** begin **
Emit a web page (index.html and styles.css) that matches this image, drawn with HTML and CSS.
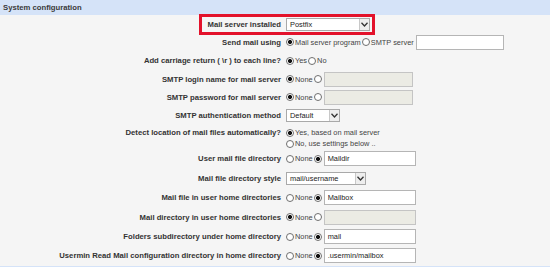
FILE: index.html
```html
<!DOCTYPE html>
<html>
<head>
<meta charset="utf-8">
<link rel="stylesheet" href="styles.css">
</head>
<body>
<div class="page">
  <div class="head">System configuration</div>
  <div class="form">
    <div class="row">
      <div class="lbl">Mail server installed</div>
      <div class="ctl"><span class="sel w84"><span class="val">Postfix</span><span class="arr"><svg width="7" height="5" viewBox="0 0 7 5"><path d="M0.5 0.8 L3.5 4 L6.5 0.8" fill="none" stroke="#333" stroke-width="1.3"/></svg></span></span></div>
    </div>
    <div class="row">
      <div class="lbl">Send mail using</div>
      <div class="ctl"><span class="rad on"></span><span class="opt">Mail server program</span><span class="rad"></span><span class="opt">SMTP server</span><span class="txt w88"></span></div>
    </div>
    <div class="row">
      <div class="lbl">Add carriage return ( \r ) to each line?</div>
      <div class="ctl"><span class="rad on"></span><span class="opt">Yes</span><span class="rad"></span><span class="opt">No</span></div>
    </div>
    <div class="row">
      <div class="lbl">SMTP login name for mail server</div>
      <div class="ctl"><span class="rad on"></span><span class="opt">None</span><span class="rad"></span><span class="txt dis w89"></span></div>
    </div>
    <div class="row">
      <div class="lbl">SMTP password for mail server</div>
      <div class="ctl"><span class="rad on"></span><span class="opt">None</span><span class="rad"></span><span class="txt dis w89"></span></div>
    </div>
    <div class="row">
      <div class="lbl">SMTP authentication method</div>
      <div class="ctl"><span class="sel w54"><span class="val">Default</span><span class="arr"><svg width="7" height="5" viewBox="0 0 7 5"><path d="M0.5 0.8 L3.5 4 L6.5 0.8" fill="none" stroke="#333" stroke-width="1.3"/></svg></span></span></div>
    </div>
    <div class="row multi">
      <div class="lbl">Detect location of mail files automatically?</div>
      <div class="ctl col">
        <div class="line"><span class="rad on"></span><span class="opt">Yes, based on mail server</span></div>
        <div class="line"><span class="rad"></span><span class="opt">No, use settings below ..</span></div>
      </div>
    </div>
    <div class="row tall">
      <div class="lbl">User mail file directory</div>
      <div class="ctl"><span class="rad"></span><span class="opt">None</span><span class="rad on"></span><span class="txt w91"><span class="val">Maildir</span></span></div>
    </div>
    <div class="row tall">
      <div class="lbl">Mail file directory style</div>
      <div class="ctl"><span class="sel w80"><span class="val">mail/username</span><span class="arr"><svg width="7" height="5" viewBox="0 0 7 5"><path d="M0.5 0.8 L3.5 4 L6.5 0.8" fill="none" stroke="#333" stroke-width="1.3"/></svg></span></span></div>
    </div>
    <div class="row tall">
      <div class="lbl">Mail file in user home directories</div>
      <div class="ctl"><span class="rad"></span><span class="opt">None</span><span class="rad on"></span><span class="txt w91"><span class="val">Mailbox</span></span></div>
    </div>
    <div class="row tall">
      <div class="lbl">Mail directory in user home directories</div>
      <div class="ctl"><span class="rad on"></span><span class="opt">None</span><span class="rad"></span><span class="txt dis w91"></span></div>
    </div>
    <div class="row tall">
      <div class="lbl">Folders subdirectory under home directory</div>
      <div class="ctl"><span class="rad"></span><span class="opt">None</span><span class="rad on"></span><span class="txt w91"><span class="val">mail</span></span></div>
    </div>
    <div class="row tall">
      <div class="lbl">Usermin Read Mail configuration directory in home directory</div>
      <div class="ctl"><span class="rad"></span><span class="opt">None</span><span class="rad on"></span><span class="txt w91"><span class="val">.usermin/mailbox</span></span></div>
    </div>
  </div>
  <div class="foot"></div>
  <div class="mark"></div>
</div>
</body>
</html>
```

FILE: styles.css
```css
html, body {
  margin: 0;
  padding: 0;
  background: #f5f5f5;
}
.page {
  position: relative;
  width: 550px;
  height: 267px;
  overflow: hidden;
  font-family: "Liberation Sans", Arial, sans-serif;
  color: #333;
}
.head {
  height: 15px;
  line-height: 15px;
  background: #d5e3f8;
  font-size: 7.7px;
  font-weight: bold;
  padding-left: 3px;
  color: #3a3a3a;
}
.form {
  display: flex;
  flex-direction: column;
}
.row {
  display: grid;
  grid-template-columns: 281px 1fr;
  column-gap: 5px;
  height: 18.3px;
  align-items: center;
}
.row.multi {
  height: 24.5px;
  align-items: start;
  padding-top: 2.5px;
  box-sizing: border-box;
}
.row.multi .lbl {
  line-height: 11px;
}
.row.tall {
  height: 19.4px;
}
.lbl {
  text-align: right;
  font-size: 7.7px;
  font-weight: bold;
  color: #333;
  white-space: nowrap;
}
.ctl {
  display: flex;
  align-items: center;
  font-size: 7.4px;
  color: #444;
  white-space: nowrap;
}
.ctl.col {
  flex-direction: column;
  align-items: flex-start;
}
.line {
  display: flex;
  align-items: center;
  height: 11px;
}
.rad {
  display: inline-block;
  box-sizing: border-box;
  width: 8px;
  height: 8px;
  border: 1px solid #6f6f6f;
  border-radius: 50%;
  background: #fff;
  margin-right: 1px;
  flex: none;
}
.rad.on {
  background: radial-gradient(circle, #111 0, #111 1.8px, #fff 2.3px);
}
.opt {
  margin-right: 1px;
}
.txt {
  display: inline-flex;
  align-items: center;
  box-sizing: border-box;
  height: 15px;
  background: #fff;
  border: 1px solid #b5b5b5;
  margin-left: 1px;
  padding-left: 3px;
  font-size: 7.4px;
  color: #222;
}
.txt.dis {
  background: #ebebe4;
  border-color: #c4c4c4;
}
.w88 { width: 88px; }
.w89 { width: 89px; }
.w91 { width: 92px; }
.sel {
  display: inline-flex;
  align-items: stretch;
  box-sizing: border-box;
  height: 13px;
  background: #fff;
  border: 1px solid #a9a9a9;
  font-size: 7.4px;
  color: #222;
}
.sel .val {
  flex: 1;
  padding-left: 3px;
  line-height: 11px;
}
.sel .arr {
  width: 9px;
  border-left: 1px solid #c8c8c8;
  background: #eeeeee;
  display: flex;
  align-items: center;
  justify-content: center;
}
.w84 { width: 84px; }
.w54 { width: 54px; }
.w80 { width: 80px; }
.foot {
  height: 3px;
  background: #d5e3f8;
  margin-top: 0;
}
.mark {
  position: absolute;
  left: 199px;
  top: 14px;
  width: 176px;
  height: 21px;
  box-sizing: border-box;
  border: 3px solid #e3122b;
}
```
** end **
• [EXERCISE DIRECTIONS] Look for "index" and pull out every line that has it.

• [ANSWER FOR THE TASK]
Emit a web page (index.html and styles.css) that matches this image, drawn with HTML and CSS.
FILE: index.html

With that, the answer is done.